Nayak expects growth to be at 15% in 2016 despite e-commerce companies trimming their ad expenditure.
The Madison report had mentioned that the ad growth in general and TV ad growth in particular softened due to reduction in ad spends by e-commerce players, who had become one of the top ad spenders in the country.
“I believe that we will still grow at a 15% growth rate especially with monsoons being good this year and the GST being passed by Parliament, due to which a lot of positive sentiment has been built around in the industry. There is a lot of positive sentiment in the marketplace. I genuinely believe that advertising will see an upward trend in the next few months. I hope that by the end of the year we will grow at 15%,” Nayak asserted.
Nayak is unperturbed by the fact that the e-commerce’s contribution to the total ad spends has come down, for he believes that another category will fill in the gap created by e-commerce.
A case in point, Nayak says, is ‘Bigg Boss’, which has a new presenting sponsor in the form of Parle Agro’s apple juice drink Appy Fizz. E-commerce major Snapdeal was the presenting sponsor of the popular show in the previous year.
“If one category stops spending, another category comes in. Who would have thought one year back that a client like Appy Fizz will be presenting ‘Bigg Boss’? Our ‘Bigg Boss’ sponsorship has been sold out now without the show even starting,” Nayak stated.
Queried if Appy Fizz is putting in the same amount as Snapdeal for ‘Bigg Boss’ sponsorship, Nayak replied, “We are very greedy people. If the 15% growth has to come, that growth has to come organically from somewhere. Anything and everything that we do is for more money. We don’t do anything for less.”
He believes that mobile handsets, FMCG and automobile are some of the categories that will continue to fuel TV ad growth.
“Mobile is growing in a huge way. The FMCG sector will continue to spend and will have to spend more due to competition. There is a new player in Patanjali. Automobile is launching new products,” he noted.
Movie acquisition on hold
After having lapped up a wide range of movies for its full-fledged Hindi movie channel Rishtey Cineplex, Viacom18 has decided to go slow on acquiring movies due to prohibitive pricing of satellite rights.
“We have put a hold on movie buying at this stage, because it’s too expensive and it doesn’t justify the ROI. We will be going slow on buying movies. We have enough movies in our library to run a channel. We will acquire library, but we will go very slow on buying new movies,” Nayak revealed.

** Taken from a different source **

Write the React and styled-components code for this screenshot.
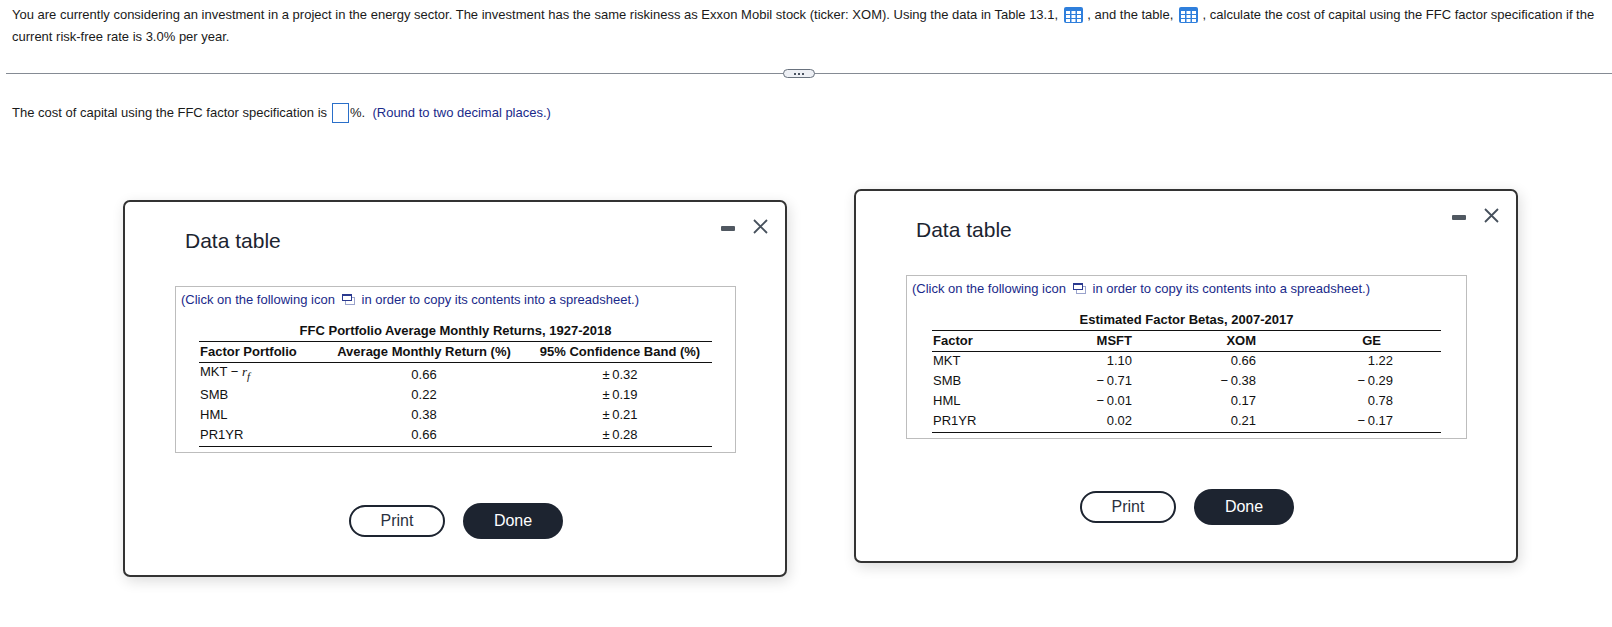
import React from "react";
import styled, { createGlobalStyle } from "styled-components";

const Global = createGlobalStyle`
  html, body { margin: 0; padding: 0; background: #fff; }
  body { font-family: "Liberation Sans", Arial, sans-serif; font-size: 13px; color: #1a1a1a; }
`;

const Page = styled.div`
  position: relative;
  width: 1612px;
  height: 627px;
  overflow: hidden;
`;

const Intro = styled.p`
  margin: 0;
  padding: 4px 12px 0;
  line-height: 22px;
  height: 69px;
  color: #1a1a1a;
`;

const Divider = styled.div`
  position: relative;
  height: 1px;
  margin: 0 0 0 6px;
  background: #858b94;
`;

const Ellipsis = styled.div`
  position: absolute;
  left: 777px;
  top: -4px;
  width: 32px;
  height: 9px;
  box-sizing: border-box;
  border: 1px solid #69727e;
  border-radius: 5px;
  background: #eef0f5;
  display: flex;
  align-items: center;
  justify-content: center;
  gap: 2px;
`;

const Dot = styled.span`
  width: 2px;
  height: 2px;
  background: #4a5361;
`;

const Question = styled.p`
  margin: 0;
  padding: 28px 12px 0;
  display: flex;
  align-items: center;
  height: 21px;
  white-space: pre;
`;

const AnswerBox = styled.span`
  display: inline-block;
  box-sizing: border-box;
  width: 17px;
  height: 20px;
  margin: 0 1px 0 5px;
  border: 1px solid #2a6fc9;
`;

const Hint = styled.span`
  color: #1a2a8a;
`;

const Dialog = styled.section`
  position: absolute;
  left: ${(p) => p.$left}px;
  top: ${(p) => p.$top}px;
  width: 664px;
  box-sizing: border-box;
  border: 2px solid #333;
  border-radius: 7px;
  background: #fff;
  box-shadow: 2px 4px 14px rgba(0, 0, 0, 0.14);
  padding: 0 0 36px 50px;
`;

const TitleBar = styled.header`
  height: 84px;
  display: flex;
  align-items: flex-start;
  justify-content: space-between;
`;

const Title = styled.h2`
  margin: 26px 0 0 10px;
  font-size: 21px;
  font-weight: 400;
  line-height: 26px;
  color: #1c2430;
`;

const WindowControls = styled.div`
  display: flex;
  align-items: center;
  gap: 18px;
  margin: 17px 17px 0 0;
`;

const MinimizeBar = styled.span`
  display: block;
  width: 14px;
  height: 5px;
  margin-top: 3px;
  border-radius: 1px;
  background: #505861;
`;

const TableBox = styled.div`
  width: 561px;
  box-sizing: border-box;
  border: 1px solid #bdbdbd;
  padding: 0 0 5px ${(p) => p.$inset}px;
`;

const CopyNote = styled.div`
  display: flex;
  align-items: center;
  height: 24px;
  margin: 0 0 12px ${(p) => p.$back}px;
  color: #1a2a8a;
  white-space: pre;
`;

const DataTable = styled.table`
  width: ${(p) => p.$width}px;
  border-collapse: collapse;
  table-layout: fixed;
  color: #111;
`;

const Caption = styled.th`
  font-weight: 700;
  height: 15px;
  line-height: 15px;
  padding: 0 0 3px;
  text-align: center;
  border-bottom: 1px solid #111;
`;

const HeadCell = styled.th`
  box-sizing: border-box;
  font-weight: 700;
  height: 21px;
  padding: 0 ${(p) => p.$pad || 0}px 2px ${(p) => (p.$align === "left" ? 1 : 0)}px;
  text-align: ${(p) => p.$align || "center"};
  border-bottom: 1px solid #111;
`;

const Cell = styled.td`
  box-sizing: border-box;
  height: 20px;
  padding: 0 ${(p) => p.$pad || 0}px 2px ${(p) => (p.$align === "left" ? 1 : 0)}px;
  text-align: ${(p) => p.$align || "center"};
  vertical-align: middle;
`;

const Row = styled.tr`
  &:last-child td {
    height: 21px;
    border-bottom: 1px solid #111;
  }
`;

const TallCell = styled(Cell)`
  height: 23px;
  padding-bottom: 0;
`;

const Top = styled.span`
  position: relative;
  top: -2px;
`;

const Var = styled.i`
  font-family: "Liberation Serif", serif;
  font-size: 13px;
`;

const Sub = styled.sub`
  font-size: 11px;
  font-style: italic;
  font-family: "Liberation Serif", serif;
  line-height: 0;
`;

const Buttons = styled.div`
  display: flex;
  align-items: center;
  gap: 18px;
  margin: 50px 0 0 174px;
`;

const Btn = styled.button`
  font-family: "Liberation Sans", Arial, sans-serif;
  font-size: 16px;
  border-radius: 18px;
  box-sizing: border-box;
  padding: 0;
  ${(p) =>
    p.$primary
      ? `width: 100px; height: 36px; background: #1d2430; color: #fff; border: none;`
      : `width: 96px; height: 32px; background: #fff; color: #2a3140; border: 2px solid #1d2430;`}
`;

const CloseIcon = () => (
  <svg width="15" height="15" viewBox="0 0 15 15" fill="none" stroke="#46505c" strokeWidth="1.8">
    <path d="M1 1 L14 14 M14 1 L1 14" />
  </svg>
);

const TableIcon = () => (
  <svg width="19" height="16" viewBox="0 0 19 16" style={{ verticalAlign: "-4px", margin: "0 1px 0 2px" }}>
    <rect width="19" height="16" rx="2" fill="#2f7fdc" />
    <g fill="#fff">
      {[4, 8, 12].map((y) =>
        [2, 7.5, 13].map((x) => <rect key={`${x}-${y}`} x={x} y={y} width="4" height="3" />)
      )}
    </g>
  </svg>
);

const CopyIcon = () => (
  <svg width="13" height="11" viewBox="0 0 13 11" fill="none" style={{ margin: "0 7px 0 3px" }}>
    <rect x="3.5" y="3.5" width="9" height="7" stroke="#9aa3cc" />
    <rect x="0.5" y="0.5" width="9" height="6" fill="#fff" stroke="#2b3a8f" />
    <rect x="0.5" y="0.5" width="9" height="1.5" fill="#2b3a8f" />
  </svg>
);

const THIN = "\u2009";
const MINUS = "\u2212" + THIN;
const PLUSMINUS = "\u00b1" + THIN;

const returns = [
  ["SMB", "0.22", "0.19"],
  ["HML", "0.38", "0.21"],
  ["PR1YR", "0.66", "0.28"],
];

const betas = [
  ["MKT", "1.10", "0.66", "1.22"],
  ["SMB", MINUS + "0.71", MINUS + "0.38", MINUS + "0.29"],
  ["HML", MINUS + "0.01", "0.17", "0.78"],
  ["PR1YR", "0.02", "0.21", MINUS + "0.17"],
];

const Note = ({ back }) => (
  <CopyNote $back={back}>
    (Click on the following icon <CopyIcon />
    in order to copy its contents into a spreadsheet.)
  </CopyNote>
);

const Header = () => (
  <TitleBar>
    <Title>Data table</Title>
    <WindowControls>
      <MinimizeBar />
      <CloseIcon />
    </WindowControls>
  </TitleBar>
);

const Actions = () => (
  <Buttons>
    <Btn>Print</Btn>
    <Btn $primary>Done</Btn>
  </Buttons>
);

export default function App() {
  return (
    <Page>
      <Global />
      <Intro>
        You are currently considering an investment in a project in the energy sector. The investment has the same
        riskiness as Exxon Mobil stock (ticker: XOM). Using the data in Table 13.1, <TableIcon /> , and the table,{" "}
        <TableIcon /> , calculate the cost of capital using the FFC factor specification if the current risk-free rate
        is 3.0% per year.
      </Intro>
      <Divider>
        <Ellipsis>
          <Dot />
          <Dot />
          <Dot />
        </Ellipsis>
      </Divider>
      <Question>
        The cost of capital using the FFC factor specification is
        <AnswerBox />%. <Hint> (Round to two decimal places.)</Hint>
      </Question>

      <Dialog $left={123} $top={200}>
        <Header />
        <TableBox $inset={23}>
          <Note back={-18} />
          <DataTable $width={513}>
            <colgroup>
              <col style={{ width: 121 }} />
              <col style={{ width: 208 }} />
              <col style={{ width: 184 }} />
            </colgroup>
            <thead>
              <tr>
                <Caption colSpan={3}>FFC Portfolio Average Monthly Returns, 1927-2018</Caption>
              </tr>
              <tr>
                <HeadCell $align="left">Factor Portfolio</HeadCell>
                <HeadCell>Average Monthly Return (%)</HeadCell>
                <HeadCell>95% Confidence Band (%)</HeadCell>
              </tr>
            </thead>
            <tbody>
              <Row>
                <TallCell $align="left">
                  <Top>
                    MKT {"\u2212"} <Var>r</Var>
                    <Sub>f</Sub>
                  </Top>
                </TallCell>
                <TallCell>0.66</TallCell>
                <TallCell>{PLUSMINUS + "0.32"}</TallCell>
              </Row>
              {returns.map(([name, avg, band]) => (
                <Row key={name}>
                  <Cell $align="left">{name}</Cell>
                  <Cell>{avg}</Cell>
                  <Cell>{PLUSMINUS + band}</Cell>
                </Row>
              ))}
            </tbody>
          </DataTable>
        </TableBox>
        <Actions />
      </Dialog>

      <Dialog $left={854} $top={189}>
        <Header />
        <TableBox $inset={25}>
          <Note back={-20} />
          <DataTable $width={509}>
            <colgroup>
              <col style={{ width: 100 }} />
              <col style={{ width: 100 }} />
              <col style={{ width: 124 }} />
              <col style={{ width: 185 }} />
            </colgroup>
            <thead>
              <tr>
                <Caption colSpan={4}>Estimated Factor Betas, 2007-2017</Caption>
              </tr>
              <tr>
                <HeadCell $align="left">Factor</HeadCell>
                <HeadCell $align="right">MSFT</HeadCell>
                <HeadCell $align="right">XOM</HeadCell>
                <HeadCell $align="right" $pad={60}>
                  GE
                </HeadCell>
              </tr>
            </thead>
            <tbody>
              {betas.map(([name, a, b, c]) => (
                <Row key={name}>
                  <Cell $align="left">{name}</Cell>
                  <Cell $align="right">{a}</Cell>
                  <Cell $align="right">{b}</Cell>
                  <Cell $align="right" $pad={48}>
                    {c}
                  </Cell>
                </Row>
              ))}
            </tbody>
          </DataTable>
        </TableBox>
        <Actions />
      </Dialog>
    </Page>
  );
}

While Colors has reduced movie airings, new movies will continue to premiere on the channel to ensure better monetisation.
“We have a very limited channel to expose movies and on Colors we have hardly done any movie airing. We hardly air movies on Colors; however, we may still premiere movies on this channel because we have to ensure monetisation,” he noted.
Nayak said that Risthey Cineplex is being built slowly. The next task is to get wider reach by launching it on Tata Sky and Videocon d2h. “We still have to launch it on Tata Sky and Videocon d2h. But the feedback we have got is very good. We have already crossed 100 GVTs,” he said.